Any time I see that the Senate has passed something by a vote of 93–5 or 96–1 I can be sure of one thing—it’s meaningless. It’s the equivalent of a proclamation naming Sunday as the official first day of the week. Such was the case yesterday with 2 amendments to the financial regulatory bill:

“The Senate on Wednesday approved two amendments to the financial regulatory bill that both Democrats and Republicans claimed would end the prospect of taxpayer-financed bailouts for companies deemed “too big to fail.”

[…]

By a vote of 93 to 5, the Senate approved an amendment by Senator Richard C. Shelby of Alabama, the ranking Republican on the Banking Committee [which] eliminated a $50 billion fund that was designed to help bridge financial shortfalls while a failing company was undergoing liquidation. Mr. Shelby said the fund was “a honey pot” that would facilitate “backdoor bailouts.” (Somewhere Frank Luntz is smiling).

[…]

The Shelby amendment also requires the Federal Deposit Insurance Corporation to oversee the liquidation of a systemically important financial company that is failing, using money provided by a special line of credit with the Treasury.”

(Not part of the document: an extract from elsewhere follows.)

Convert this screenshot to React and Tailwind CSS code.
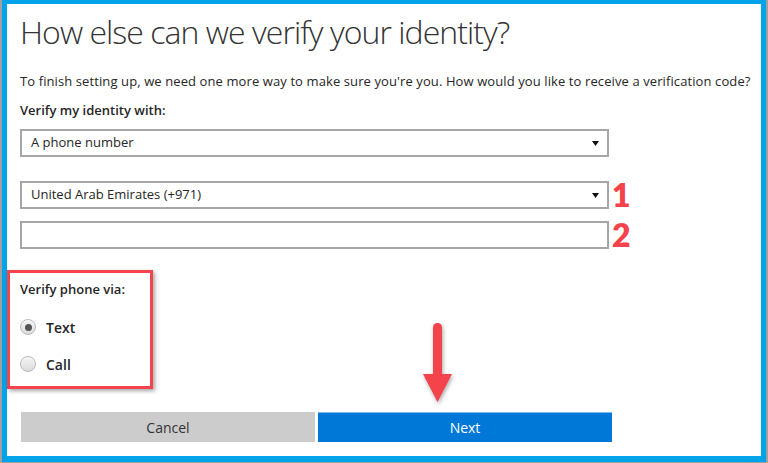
import React from "react";

const font = { fontFamily: '"Open Sans", "Noto Sans", "Liberation Sans", sans-serif' };

function Caret() {
  return (
    <svg width="7" height="5" viewBox="0 0 7 5" className="shrink-0">
      <path d="M0 0 H7 L3.5 5 Z" fill="#111" />
    </svg>
  );
}

function Num({ children }) {
  return (
    <span
      className="ml-[3px] h-[28px] flex items-center text-[#f4434a] font-extrabold text-[32px] leading-[28px]"
      style={{ fontFamily: '"Lato", "Open Sans", sans-serif' }}
    >
      {children}
    </span>
  );
}

function SelectBox({ label, num }) {
  return (
    <div className="flex items-center h-[28px]">
      <div className="w-[589px] h-[28px] border-2 border-[#a6a6a6] bg-white flex items-center justify-between pl-[9px] pr-[8px]">
        <span className="text-[13px] text-[#262626]">{label}</span>
        <Caret />
      </div>
      {num && <Num>{num}</Num>}
    </div>
  );
}

function Radio({ checked, label }) {
  return (
    <div className="flex items-center h-[20px]">
      <div className="w-[16px] h-[16px] rounded-full border border-[#b8b8b8] bg-gradient-to-b from-[#f4f4f4] to-[#dcdcdc] flex items-center justify-center shadow-[inset_0_1px_1px_rgba(255,255,255,0.8)]">
        {checked && <div className="w-[7px] h-[7px] rounded-full bg-[#555]" />}
      </div>
      <span className="ml-[10px] text-[14px] font-semibold text-[#262626]">{label}</span>
    </div>
  );
}

export default function App() {
  return (
    <div className="w-[768px] h-[463px] bg-[#a0a0a0] pl-[2px] pr-[2px] pb-[1px] overflow-hidden" style={font}>
      <div className="relative w-full h-full border-[#00a2e8] border-l-[5px] border-r-[5px] border-t-[4px] border-b-[6px] bg-white">
        <div className="flex flex-col pl-[13px]">
          <h1 className="mt-[8px] text-[32px] leading-[40px] font-light text-[#333] tracking-[-0.95px]">
            How else can we verify your identity?
          </h1>
          <p className="mt-[20px] text-[13px] leading-[18px] text-[#262626] tracking-[0.1px]">
            To finish setting up, we need one more way to make sure you're you. How would you like to receive a verification code?
          </p>
          <div className="mt-[11px] text-[13px] leading-[18px] font-semibold text-[#262626]">Verify my identity with:</div>
          <div className="mt-[10px]">
            <SelectBox label="A phone number" />
          </div>
          <div className="mt-[24px]">
            <SelectBox label="United Arab Emirates (+971)" num="1" />
          </div>
          <div className="mt-[12px] flex items-center h-[28px]">
            <div className="w-[589px] h-[28px] border-2 border-[#a6a6a6] bg-white" />
            <Num>2</Num>
          </div>
          <div className="mt-[31px] text-[13px] leading-[18px] font-semibold text-[#262626]">Verify phone via:</div>
          <div className="mt-[19px] flex flex-col gap-[17px]">
            <Radio checked label="Text" />
            <Radio label="Call" />
          </div>
          <div className="mt-[38px] ml-[1px] flex gap-[3px]">
            <button className="w-[294px] h-[30px] bg-[#cccccc] text-[14px] text-[#333]">Cancel</button>
            <button className="w-[294px] h-[30px] bg-[#0078d7] border-t border-[#7fbdf0] text-[14px] text-white">Next</button>
          </div>
        </div>

        {/* annotation: red box */}
        <div className="absolute left-[0px] top-[266px] w-[146px] h-[119px] border-[3px] border-[#f4434a] shadow-[2px_2px_4px_rgba(0,0,0,0.35)]" />

        {/* annotation: arrow */}
        <svg className="absolute left-[412px] top-[316px]" width="44" height="90" viewBox="0 0 44 90" style={{ filter: "drop-shadow(1px 2px 2px rgba(0,0,0,0.35))" }}>
          <rect x="14" y="3" width="9" height="58" rx="4.5" fill="#f4434a" />
          <path d="M4 54 H33 L18.5 82 Z" fill="#f4434a" />
        </svg>
      </div>
    </div>
  );
}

And where does the Treasury get its money again?

“The Senate also approved, by a vote of 96 to 1, an amendment by Senator Barbara Boxer, Democrat of California, saying that no taxpayer money may be used to keep a ailing financial company alive.”

Wow, earthshaking stuff there too. Wake me up when (or should that be if) they get around to the Brown–Kaufman amendment.